LE MISSIONI INTERNAZIONALI PER IL GOVERNO GIALLO-VERDE
Il rischio c’è, e lo dimostra il “contratto per il governo del cambiamento” di Lega e Movimento 5 Stelle, nel quale si prevede di “rivalutare la presenza dei contingenti italiani nelle singole missioni internazionali”, e non si fa minimo accenno alla spesa per la Difesa. Certo, bisogna ricordare che già lo scorso gennaio, il ministro della Difesa Roberta Pinotti aveva annunciato l’intenzione di ridurre la presenza in Afghanistan (così come quella in Iraq), sebbene la stessa sia poi stata confermata nelle medesime dimensioni nel Pacchetto missioni per il 2018. L’obiettivo era tuttavia quello di ri-orientare (e non rivalutare) la postura militare italiana verso il nord Africa e il Sahel, verso missioni più direttamente legate all’interesse nazionale.

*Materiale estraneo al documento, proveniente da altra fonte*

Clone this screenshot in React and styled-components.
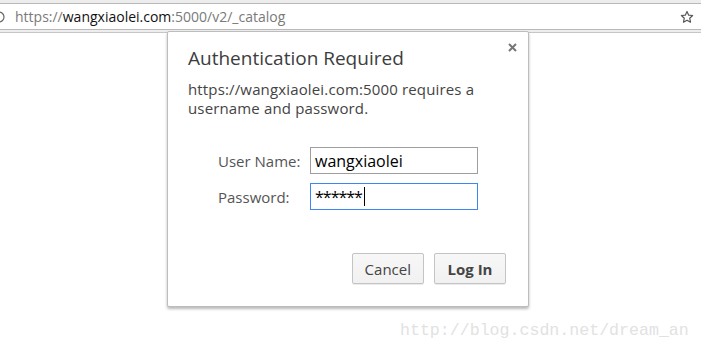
import React from "react"
import styled, { createGlobalStyle } from "styled-components"

const GlobalStyle = createGlobalStyle`
  html, body {
    margin: 0;
    padding: 0;
    background: #fff;
  }
  body {
    font-family: "Open Sans", "Noto Sans", sans-serif;
    width: 701px;
    height: 352px;
    overflow: hidden;
    position: relative;
  }
`

const Toolbar = styled.div`
  height: 33px;
  background: #ededed;
  border-bottom: 1px solid #c6c6c6;
  padding-top: 3px;
  box-sizing: border-box;
`

const Omnibox = styled.div`
  height: 27px;
  margin-left: -20px;
  margin-right: -20px;
  background: #fff;
  border: 1px solid #b9b9b9;
  box-sizing: border-box;
  display: flex;
  align-items: center;
  padding: 0 26px 0 12px;
  position: relative;
`

const InfoIcon = styled.svg`
  width: 12px;
  height: 12px;
  flex: none;
`

const Url = styled.div`
  margin-left: 10px;
  font-size: 14px;
  color: #7a7a7a;
  flex: 1;
  white-space: nowrap;
`

const Host = styled.span`
  color: #111;
`

const Star = styled.svg`
  width: 14px;
  height: 14px;
  flex: none;
`

const Dialog = styled.div`
  position: absolute;
  left: 167px;
  top: 31px;
  width: 362px;
  height: 276px;
  box-sizing: border-box;
  background: #fff;
  border: 1px solid #bdbdbd;
  border-radius: 2px;
  box-shadow: 0 2px 3px rgba(0, 0, 0, 0.28);
  padding: 14px 22px 22px 20px;
  display: flex;
  flex-direction: column;
`

const Close = styled.button`
  position: absolute;
  right: 9px;
  top: 8px;
  border: none;
  background: none;
  padding: 0;
  width: 14px;
  height: 14px;
  display: flex;
  align-items: center;
  justify-content: center;
`

const Title = styled.h1`
  margin: 0;
  font-size: 19px;
  font-weight: 400;
  color: #3d3d3d;
  line-height: 24px;
`

const Message = styled.p`
  margin: 10px 0 0;
  font-size: 15px;
  line-height: 19px;
  color: #444;
  letter-spacing: 0.15px;
`

const Form = styled.div`
  margin-top: 29px;
  padding-left: 30px;
  display: grid;
  grid-template-columns: 92px 168px;
  row-gap: 9px;
  align-items: center;
`

const Label = styled.label`
  font-size: 15px;
  color: #555;
`

const Field = styled.div`
  height: 27px;
  box-sizing: border-box;
  border: 1px solid ${p => (p.$focused ? "#3c87f5" : "#9e9e9e")};
  display: flex;
  align-items: center;
  padding: 0 4px;
  font-size: 16px;
  color: #000;
  letter-spacing: ${p => (p.$focused ? "-1px" : "0")};
`

const Caret = styled.span`
  display: inline-block;
  width: 1px;
  height: 19px;
  background: #000;
  margin-left: 2px;
`

const Buttons = styled.div`
  margin-top: auto;
  display: flex;
  justify-content: flex-end;
  gap: 10px;
`

const Button = styled.button`
  height: 31px;
  min-width: 72px;
  padding: 0 12px;
  box-sizing: border-box;
  border: 1px solid #c4c4c4;
  border-radius: 2px;
  background: linear-gradient(#f7f7f7, #f1f1f1);
  box-shadow: 0 1px 0 rgba(0, 0, 0, 0.08);
  font-family: inherit;
  font-size: 15px;
  font-weight: ${p => (p.$primary ? 700 : 400)};
  color: #444;
`

const Watermark = styled.div`
  position: absolute;
  left: 400px;
  top: 321px;
  font-family: "Liberation Mono", monospace;
  font-size: 16.6px;
  color: #e2e2e2;
`

export default function App() {
  return (
    <>
      <GlobalStyle />
      <Toolbar>
        <Omnibox>
          <InfoIcon viewBox="0 0 12 12">
            <circle cx="6" cy="6" r="5" fill="none" stroke="#666" strokeWidth="1.2" />
          </InfoIcon>
          <Url>
            https://<Host>wangxiaolei.com</Host>:5000/v2/_catalog
          </Url>
          <Star viewBox="0 0 24 24">
            <path
              d="M12 2.5l2.9 6.3 6.8.7-5.1 4.6 1.5 6.8L12 17.4l-6.1 3.5 1.5-6.8-5.1-4.6 6.8-.7z"
              fill="none"
              stroke="#555"
              strokeWidth="2"
              strokeLinejoin="round"
            />
          </Star>
        </Omnibox>
      </Toolbar>
      <Dialog>
        <Close aria-label="Close">
          <svg width="9" height="9" viewBox="0 0 9 9">
            <path d="M1 1l7 7M8 1l-7 7" stroke="#777" strokeWidth="2" />
          </svg>
        </Close>
        <Title>Authentication Required</Title>
        <Message>
          https://wangxiaolei.com:5000 requires a
          <br />
          username and password.
        </Message>
        <Form>
          <Label>User Name:</Label>
          <Field>wangxiaolei</Field>
          <Label>Password:</Label>
          <Field $focused>
            ******
            <Caret />
          </Field>
        </Form>
        <Buttons>
          <Button>Cancel</Button>
          <Button $primary>Log In</Button>
        </Buttons>
      </Dialog>
      <Watermark>http://blog.csdn.net/dream_an</Watermark>
    </>
  )
}
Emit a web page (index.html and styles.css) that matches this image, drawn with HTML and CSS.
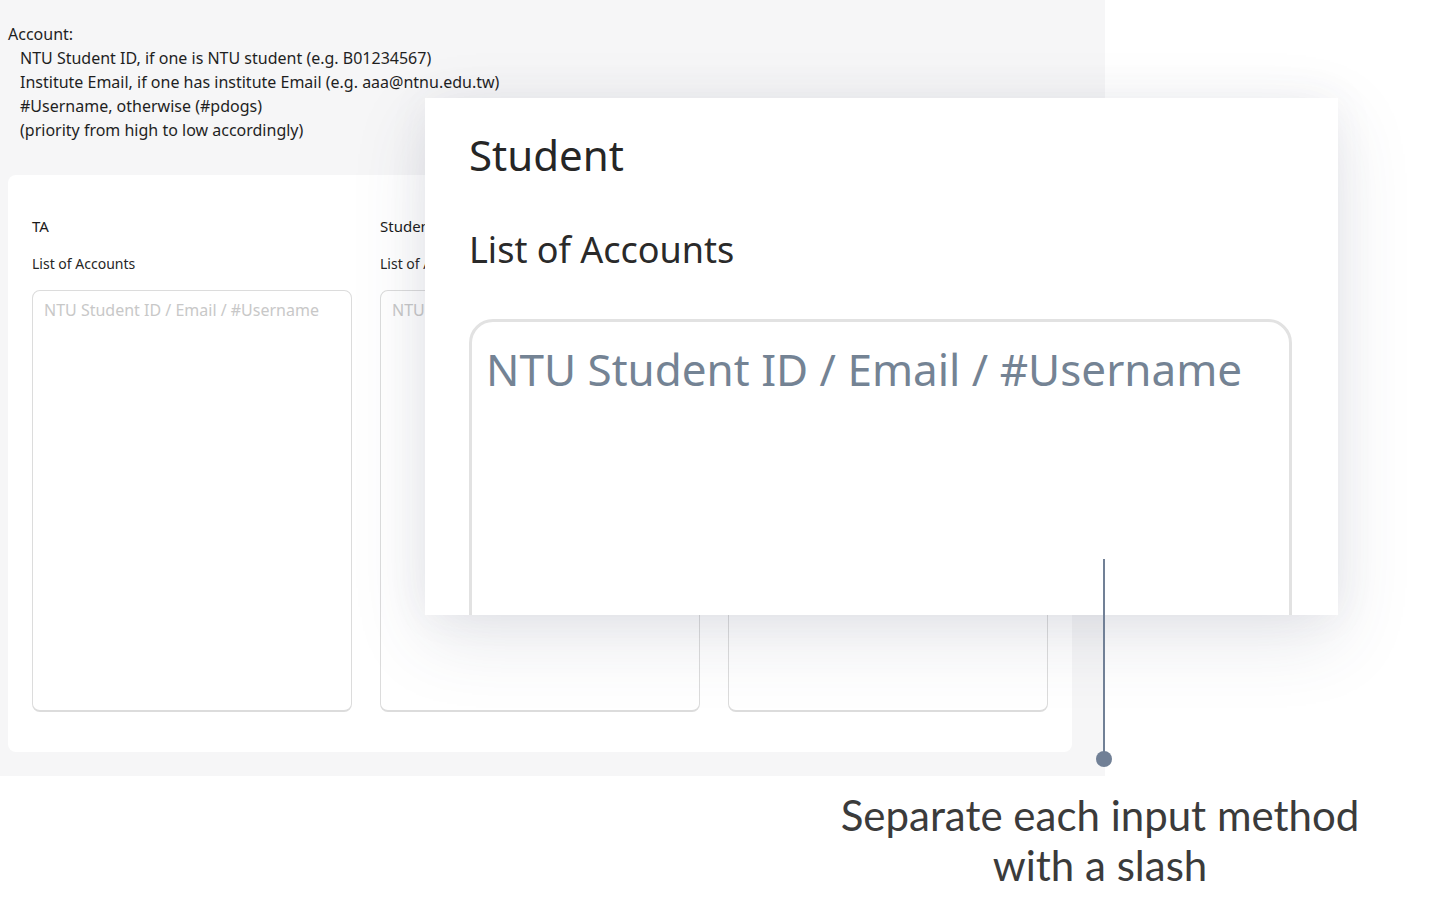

“Via dall’Afghanistan” è stato da sempre un motto del Movimento 5 Stelle, dimostratosi poi particolarmente critico anche nei confronti della missione in Niger. I rischi di uno smantellamento della postura militare esterna sono stati evidenziati dal generale Leonardo Tricarico, presidente della Fondazione Icsa: “È bene che il governo comprenda un concetto fondamentale: se si riducono o si dismettono le missioni internazionali, lo strumento militare italiano muore; andare all’estero è un fatto di sopravvivenza, così riusciamo a rimanere aggiornati e ad essere assetti pregiati nei teatri moderni; l’Esercito italiano vive, è efficiente e professionale solo in quanto partecipa alle missioni internazionali. Se tutto questo dovesse finire – ha rimarcato il generale – noi dovremmo chiudere bottega”.